In practice, this is likely to open wide the door to extensive registration of innocent citizens' opinions.
As a matter of fact, authorising pro-active policing, i.e. intelligence gathering on non-suspects, is tantamount to accepting political policing. There is nothing to suggest that this logic would not apply to Sweden. The difference as compared with the past, is that regular police are gradually being allowed to use extensive preventive intelligence gathering, reserved to Säpo and other secret services before.
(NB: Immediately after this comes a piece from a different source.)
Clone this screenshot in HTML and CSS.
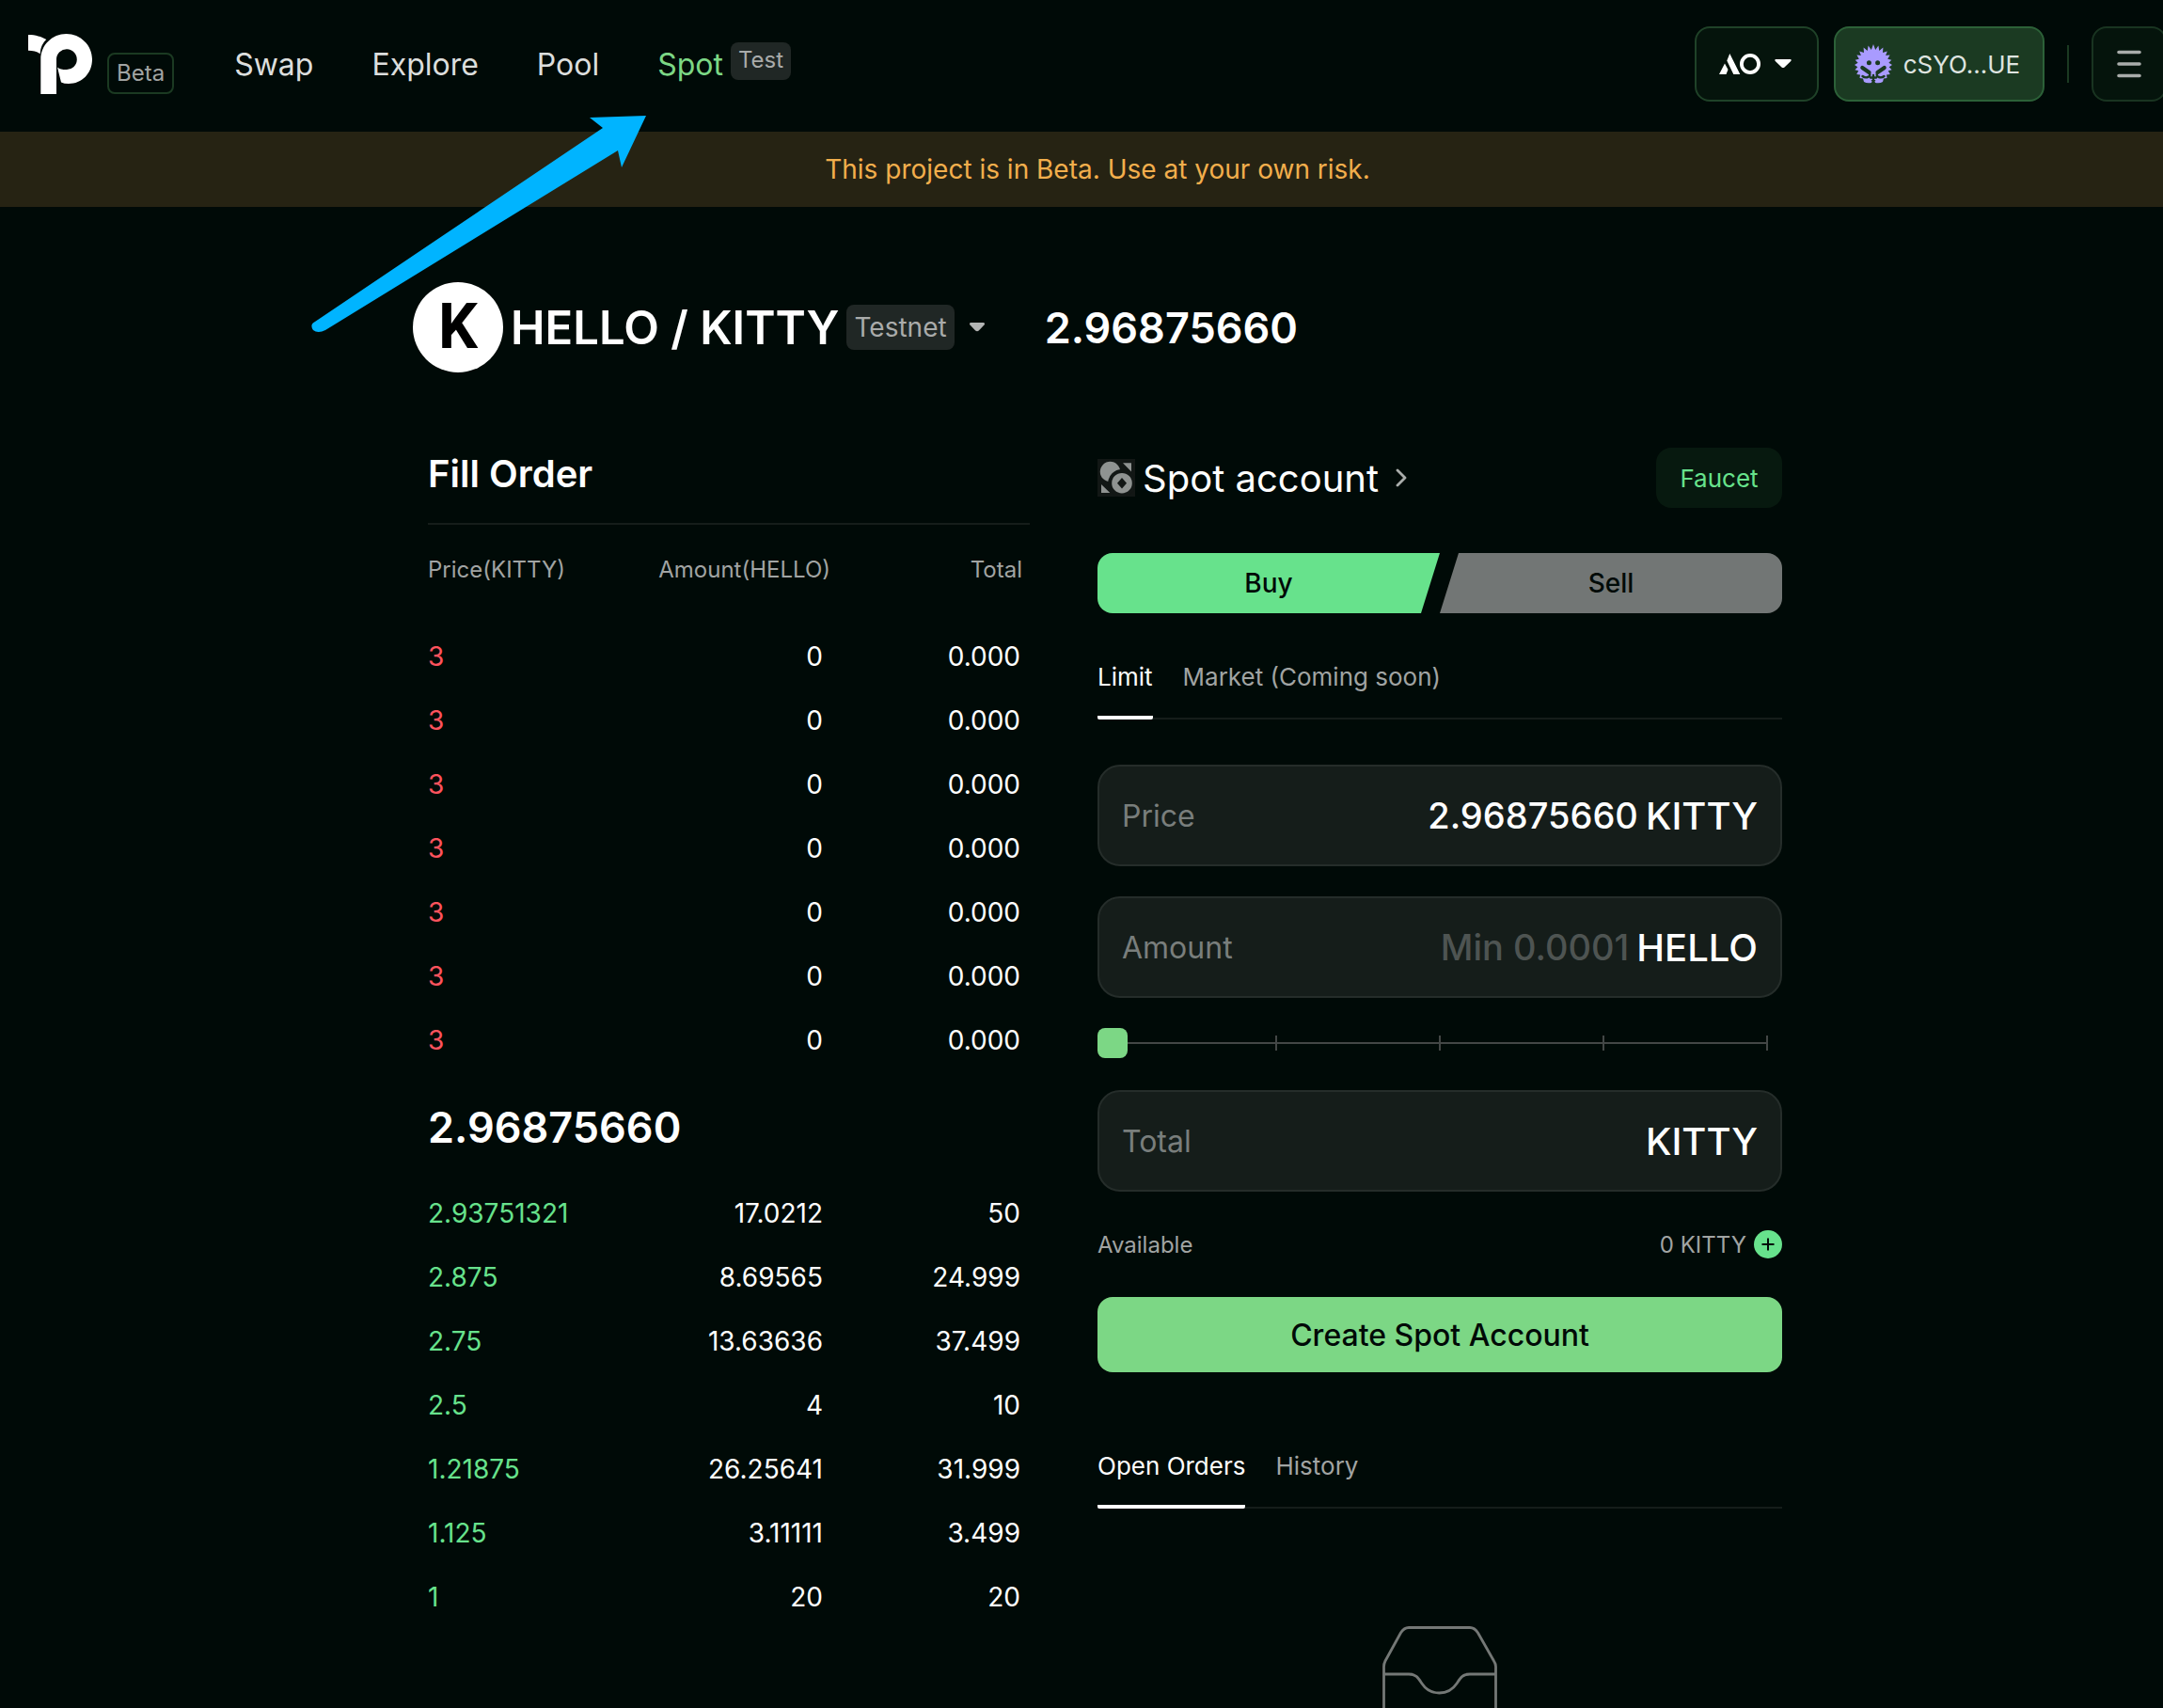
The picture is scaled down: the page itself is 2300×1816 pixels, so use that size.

Comprehensive intelligence gathering by State security agencies, including snooping on politically "interesting" people, is likely to go on as long as states and governments exist. Attempts to prohibit such activities by law, such as the referendum campaign in Switzerland for the abolition of the State security police, are doomed to fail. As long as there are states and governments, there is a market for snooping activities. If these activities cannot be run legally, they are run illegally. What is more, a majority of citizens are probably prepared to accept such comprehensive intelligence gathering in the interest of State security as long as this does not affect their lives and careers. But, they should definitively not accept that innocent people suffer serious punishment-like damage resulting from such registration without knowing why and, as a consequence, without a chance of legal remedy. That is exactly what happened to Torsten Leander. Ironically, Leander learned about the very existence of his Säpo-file only by accident. Had the director of the Naval Museum in Karlskrona followed the regulations, Leander would have been subjected to vetting before being employed and simply been denied the job with any need for an explanation. In other words, without the museum director's blunder, there would never have been a "Leander case".